Given task:
Can you print the data exactly and leave out each image?
= = =
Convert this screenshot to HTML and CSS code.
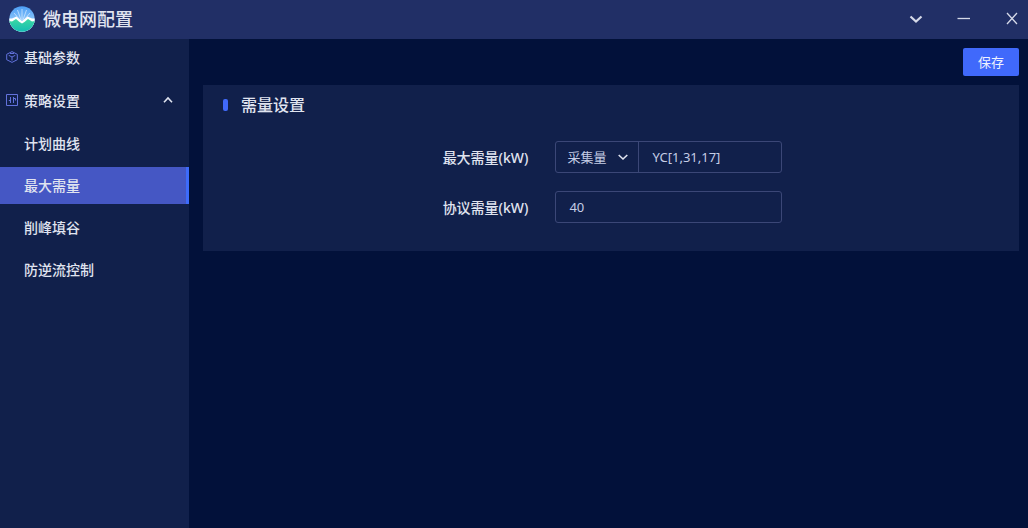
FILE: index.html
```html
<!DOCTYPE html>
<html lang="zh-CN">
<head>
<meta charset="utf-8">
<meta name="viewport" content="width=device-width, initial-scale=1">
<title>微电网配置</title>
<link rel="stylesheet" href="styles.css">
</head>
<body>
<div class="app">
  <header class="titlebar">
    <svg class="logo" viewBox="0 0 26 26" aria-hidden="true">
      <defs>
        <linearGradient id="sky" x1="0" y1="0" x2="0" y2="1"><stop offset="0" stop-color="#4a9df5"/><stop offset=".55" stop-color="#8cc6fa"/></linearGradient>
        <linearGradient id="land" x1="0" y1="0" x2="0" y2="1"><stop offset="0" stop-color="#3cd8a2"/><stop offset="1" stop-color="#14bcb4"/></linearGradient>
        <clipPath id="disc"><circle cx="13" cy="13" r="12.7"/></clipPath>
      </defs>
      <g clip-path="url(#disc)">
        <rect width="26" height="26" fill="url(#sky)"/>
        <path d="M13 14V3M12 14L8.500 4M14 14L17.500 4M11 14L5 7M15 14L21 7" stroke="#d8edff" stroke-width=".7" fill="none"/>
        <path d="M0 12.500L3 12.500L7.500 10.500L11 13.500L13 15L15 13.500L18.500 10.500L23 12.500L26 12.500V26H0Z" fill="#fff"/>
        <path d="M0 15L3 15.500L7 13L10.500 16L13 17.500L15.500 16L19 13L23 15.500L26 15V26H0Z" fill="url(#land)"/>
      </g>
    </svg>
    <h1 class="title">微电网配置</h1>
    <div class="window-actions">
      <button class="window-button" type="button" aria-label="展开">
        <svg class="window-icon" viewBox="0 0 14 14"><path class="bold" d="M1.500 4.500L7 9.500L12.500 4.500"/></svg>
      </button>
      <button class="window-button" type="button" aria-label="最小化">
        <svg class="window-icon" viewBox="0 0 14 14"><path d="M.5 6.500H13" stroke-width="1.700"/></svg>
      </button>
      <button class="window-button" type="button" aria-label="关闭">
        <svg class="window-icon" viewBox="0 0 14 14"><path d="M2 1L12 12M12 1L2 12"/></svg>
      </button>
    </div>
  </header>
  <div class="body">
    <nav class="sidebar">
      <ul class="menu">
        <li>
          <a class="item" href="#base">
            <svg class="item-icon" viewBox="0 0 12 12" aria-hidden="true"><path d="M6 .6L11.300 3.300V8.700L6 11.400L.7 8.700V3.300ZM2.700 4.300L6 6L9.300 4.300M6 6V9.500M4 2.500L8 2.500"/></svg>
            基础参数
          </a>
        </li>
        <li>
          <a class="item" href="#strategy">
            <svg class="item-icon" viewBox="0 0 12 12" aria-hidden="true"><path d="M.5 .5H11.500V11.500H.5ZM4.500 3V9M2.800 6.500H4.500M7.500 3V9M7.500 4.500H9.500V6.500"/></svg>
            策略设置
            <svg class="arrow" viewBox="0 0 10 10" aria-hidden="true"><path d="M1 7.300L5 3L9 7.300"/></svg>
          </a>
          <ul class="menu submenu">
            <li><a class="item" href="#curve">计划曲线</a></li>
            <li><a class="item active" href="#demand" aria-current="page">最大需量</a></li>
            <li><a class="item" href="#peak">削峰填谷</a></li>
            <li><a class="item" href="#reverse">防逆流控制</a></li>
          </ul>
        </li>
      </ul>
    </nav>
    <main class="content">
      <div class="toolbar"><button class="save" type="button">保存</button></div>
      <section class="panel">
        <h2 class="panel-title">需量设置</h2>
        <form class="form">
          <label class="label" for="max">最大需量(kW)</label>
          <div class="control">
            <div class="select-wrap">
              <select class="select" aria-label="数据来源"><option>采集量</option></select>
              <svg class="arrow select-arrow" viewBox="0 0 10 10" aria-hidden="true"><path d="M.7 3L5 7L9.300 3"/></svg>
            </div>
            <input class="input" id="max" type="text" value="YC[1,31,17]">
          </div>
          <label class="label" for="contract">协议需量(kW)</label>
          <div class="control"><input class="input" id="contract" type="text" value="40"></div>
        </form>
      </section>
    </main>
  </div>
</div>
</body>
</html>
```
FILE: styles.css
```css
* { box-sizing: border-box; }

body {
  margin: 0;
  background: #02113a;
  color: #e0e4f0;
  font-family: "Noto Sans", "Noto Sans CJK SC", sans-serif;
  font-size: 14px;
}

button, input, select { font: inherit; color: inherit; }

.app { display: flex; flex-direction: column; min-height: 100vh; }

.titlebar {
  display: flex;
  align-items: center;
  height: 39px;
  padding: 0 9px 2px;
  background: #212f66;
}
.logo { width: 26px; height: 26px; }
.title { margin: 0 0 0 8px; font-size: 18px; line-height: 26px; font-weight: 500; }
.window-actions { display: flex; gap: 34px; margin-left: auto; }
.window-button {
  display: flex;
  padding: 0;
  border: 0;
  background: none;
}
.window-icon { width: 14px; height: 14px; }
.window-icon path { fill: none; stroke: #d5d9e8; stroke-width: 1.3; }
.window-icon .bold { stroke-width: 2.2; }

.body { display: flex; flex: 1; }

.sidebar { flex: 0 0 189px; background: #11204b; }
.menu { display: grid; gap: 6px; margin: 0; padding: 0; list-style: none; }
.submenu { gap: 5px; margin-top: 6px; }
.item {
  display: flex;
  align-items: center;
  height: 37px;
  padding: 0 16px 1px 24px;
  color: #e0e4f0;
  font-weight: 500;
  text-decoration: none;
}
.item.active { background: #4557c4; border-right: 3px solid #3d6bfb; }
.item-icon { width: 12px; height: 12px; margin: 0 6px 0 -18px; }
.item-icon path { fill: none; stroke: #6272dc; stroke-width: 1; }
.arrow { width: 10px; height: 10px; }
.arrow path { fill: none; stroke: #e0e4f0; stroke-width: 1.6; }
.item .arrow { margin-left: auto; }

.content { flex: 1; min-width: 0; padding: 9px 9px 9px 14px; }
.toolbar { display: flex; justify-content: flex-end; margin-bottom: 9px; }
.save {
  height: 28px;
  padding: 0 15px 1px;
  border: 0;
  border-radius: 2px;
  background: #4069fb;
  color: #eef2ff;
  font-size: 13px;
}

.panel { padding: 8px 20px 28px; background: #11204b; }
.panel-title {
  display: flex;
  align-items: center;
  gap: 13px;
  margin: 0 0 24px;
  font-size: 16px;
  line-height: 24px;
  font-weight: 500;
}
.panel-title::before {
  content: "";
  width: 5px;
  height: 12px;
  border-radius: 2px;
  background: #4069fb;
}
.form {
  display: grid;
  grid-template-columns: auto 227px;
  justify-content: center;
  align-items: center;
  gap: 18px 27px;
  padding-left: 3px;
}
.label { font-weight: 500; }
.control {
  display: flex;
  height: 32px;
  border: 1px solid #3b4777;
  border-radius: 3px;
  color: #c5cde6;
}
.select-wrap { position: relative; flex: 0 0 83px; border-right: 1px solid #3b4777; }
.select {
  appearance: none;
  width: 100%;
  height: 100%;
  padding: 0 24px 0 11px;
  border: 0;
  background: none;
  font-size: 13px;
}
.select-arrow { position: absolute; top: 10px; right: 10px; pointer-events: none; }
.input {
  flex: 1;
  min-width: 0;
  padding: 0 13px;
  border: 0;
  background: none;
  font-size: 13px;
}
```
= = =
Task solution:
Convert this screenshot to HTML and CSS code.
FILE: index.html
```html
<!DOCTYPE html>
<html lang="zh-CN">
<head>
<meta charset="utf-8">
<meta name="viewport" content="width=device-width, initial-scale=1">
<title>微电网配置</title>
<link rel="stylesheet" href="styles.css">
</head>
<body>
<div class="app">
  <header class="titlebar">
    <svg class="logo" viewBox="0 0 26 26" aria-hidden="true">
      <defs>
        <linearGradient id="sky" x1="0" y1="0" x2="0" y2="1"><stop offset="0" stop-color="#4a9df5"/><stop offset=".55" stop-color="#8cc6fa"/></linearGradient>
        <linearGradient id="land" x1="0" y1="0" x2="0" y2="1"><stop offset="0" stop-color="#3cd8a2"/><stop offset="1" stop-color="#14bcb4"/></linearGradient>
        <clipPath id="disc"><circle cx="13" cy="13" r="12.7"/></clipPath>
      </defs>
      <g clip-path="url(#disc)">
        <rect width="26" height="26" fill="url(#sky)"/>
        <path d="M13 14V3M12 14L8.500 4M14 14L17.500 4M11 14L5 7M15 14L21 7" stroke="#d8edff" stroke-width=".7" fill="none"/>
        <path d="M0 12.500L3 12.500L7.500 10.500L11 13.500L13 15L15 13.500L18.500 10.500L23 12.500L26 12.500V26H0Z" fill="#fff"/>
        <path d="M0 15L3 15.500L7 13L10.500 16L13 17.500L15.500 16L19 13L23 15.500L26 15V26H0Z" fill="url(#land)"/>
      </g>
    </svg>
    <h1 class="title">微电网配置</h1>
    <div class="window-actions">
      <button class="window-button" type="button" aria-label="展开">
        <svg class="window-icon" viewBox="0 0 14 14"><path class="bold" d="M1.500 4.500L7 9.500L12.500 4.500"/></svg>
      </button>
      <button class="window-button" type="button" aria-label="最小化">
        <svg class="window-icon" viewBox="0 0 14 14"><path d="M.5 6.500H13" stroke-width="1.700"/></svg>
      </button>
      <button class="window-button" type="button" aria-label="关闭">
        <svg class="window-icon" viewBox="0 0 14 14"><path d="M2 1L12 12M12 1L2 12"/></svg>
      </button>
    </div>
  </header>
  <div class="body">
    <nav class="sidebar">
      <ul class="menu">
        <li>
          <a class="item" href="#base">
            <svg class="item-icon" viewBox="0 0 12 12" aria-hidden="true"><path d="M6 .6L11.300 3.300V8.700L6 11.400L.7 8.700V3.300ZM2.700 4.300L6 6L9.300 4.300M6 6V9.500M4 2.500L8 2.500"/></svg>
            基础参数
          </a>
        </li>
        <li>
          <a class="item" href="#strategy">
            <svg class="item-icon" viewBox="0 0 12 12" aria-hidden="true"><path d="M.5 .5H11.500V11.500H.5ZM4.500 3V9M2.800 6.500H4.500M7.500 3V9M7.500 4.500H9.500V6.500"/></svg>
            策略设置
            <svg class="arrow" viewBox="0 0 10 10" aria-hidden="true"><path d="M1 7.300L5 3L9 7.300"/></svg>
          </a>
          <ul class="menu submenu">
            <li><a class="item" href="#curve">计划曲线</a></li>
            <li><a class="item active" href="#demand" aria-current="page">最大需量</a></li>
            <li><a class="item" href="#peak">削峰填谷</a></li>
            <li><a class="item" href="#reverse">防逆流控制</a></li>
          </ul>
        </li>
      </ul>
    </nav>
    <main class="content">
      <div class="toolbar"><button class="save" type="button">保存</button></div>
      <section class="panel">
        <h2 class="panel-title">需量设置</h2>
        <form class="form">
          <label class="label" for="max">最大需量(kW)</label>
          <div class="control">
            <div class="select-wrap">
              <select class="select" aria-label="数据来源"><option>采集量</option></select>
              <svg class="arrow select-arrow" viewBox="0 0 10 10" aria-hidden="true"><path d="M.7 3L5 7L9.300 3"/></svg>
            </div>
            <input class="input" id="max" type="text" value="YC[1,31,17]">
          </div>
          <label class="label" for="contract">协议需量(kW)</label>
          <div class="control"><input class="input" id="contract" type="text" value="40"></div>
        </form>
      </section>
    </main>
  </div>
</div>
</body>
</html>
```
FILE: styles.css
```css
* { box-sizing: border-box; }

body {
  margin: 0;
  background: #02113a;
  color: #e0e4f0;
  font-family: "Noto Sans", "Noto Sans CJK SC", sans-serif;
  font-size: 14px;
}

button, input, select { font: inherit; color: inherit; }

.app { display: flex; flex-direction: column; min-height: 100vh; }

.titlebar {
  display: flex;
  align-items: center;
  height: 39px;
  padding: 0 9px 2px;
  background: #212f66;
}
.logo { width: 26px; height: 26px; }
.title { margin: 0 0 0 8px; font-size: 18px; line-height: 26px; font-weight: 500; }
.window-actions { display: flex; gap: 34px; margin-left: auto; }
.window-button {
  display: flex;
  padding: 0;
  border: 0;
  background: none;
}
.window-icon { width: 14px; height: 14px; }
.window-icon path { fill: none; stroke: #d5d9e8; stroke-width: 1.3; }
.window-icon .bold { stroke-width: 2.2; }

.body { display: flex; flex: 1; }

.sidebar { flex: 0 0 189px; background: #11204b; }
.menu { display: grid; gap: 6px; margin: 0; padding: 0; list-style: none; }
.submenu { gap: 5px; margin-top: 6px; }
.item {
  display: flex;
  align-items: center;
  height: 37px;
  padding: 0 16px 1px 24px;
  color: #e0e4f0;
  font-weight: 500;
  text-decoration: none;
}
.item.active { background: #4557c4; border-right: 3px solid #3d6bfb; }
.item-icon { width: 12px; height: 12px; margin: 0 6px 0 -18px; }
.item-icon path { fill: none; stroke: #6272dc; stroke-width: 1; }
.arrow { width: 10px; height: 10px; }
.arrow path { fill: none; stroke: #e0e4f0; stroke-width: 1.6; }
.item .arrow { margin-left: auto; }

.content { flex: 1; min-width: 0; padding: 9px 9px 9px 14px; }
.toolbar { display: flex; justify-content: flex-end; margin-bottom: 9px; }
.save {
  height: 28px;
  padding: 0 15px 1px;
  border: 0;
  border-radius: 2px;
  background: #4069fb;
  color: #eef2ff;
  font-size: 13px;
}

.panel { padding: 8px 20px 28px; background: #11204b; }
.panel-title {
  display: flex;
  align-items: center;
  gap: 13px;
  margin: 0 0 24px;
  font-size: 16px;
  line-height: 24px;
  font-weight: 500;
}
.panel-title::before {
  content: "";
  width: 5px;
  height: 12px;
  border-radius: 2px;
  background: #4069fb;
}
.form {
  display: grid;
  grid-template-columns: auto 227px;
  justify-content: center;
  align-items: center;
  gap: 18px 27px;
  padding-left: 3px;
}
.label { font-weight: 500; }
.control {
  display: flex;
  height: 32px;
  border: 1px solid #3b4777;
  border-radius: 3px;
  color: #c5cde6;
}
.select-wrap { position: relative; flex: 0 0 83px; border-right: 1px solid #3b4777; }
.select {
  appearance: none;
  width: 100%;
  height: 100%;
  padding: 0 24px 0 11px;
  border: 0;
  background: none;
  font-size: 13px;
}
.select-arrow { position: absolute; top: 10px; right: 10px; pointer-events: none; }
.input {
  flex: 1;
  min-width: 0;
  padding: 0 13px;
  border: 0;
  background: none;
  font-size: 13px;
}
```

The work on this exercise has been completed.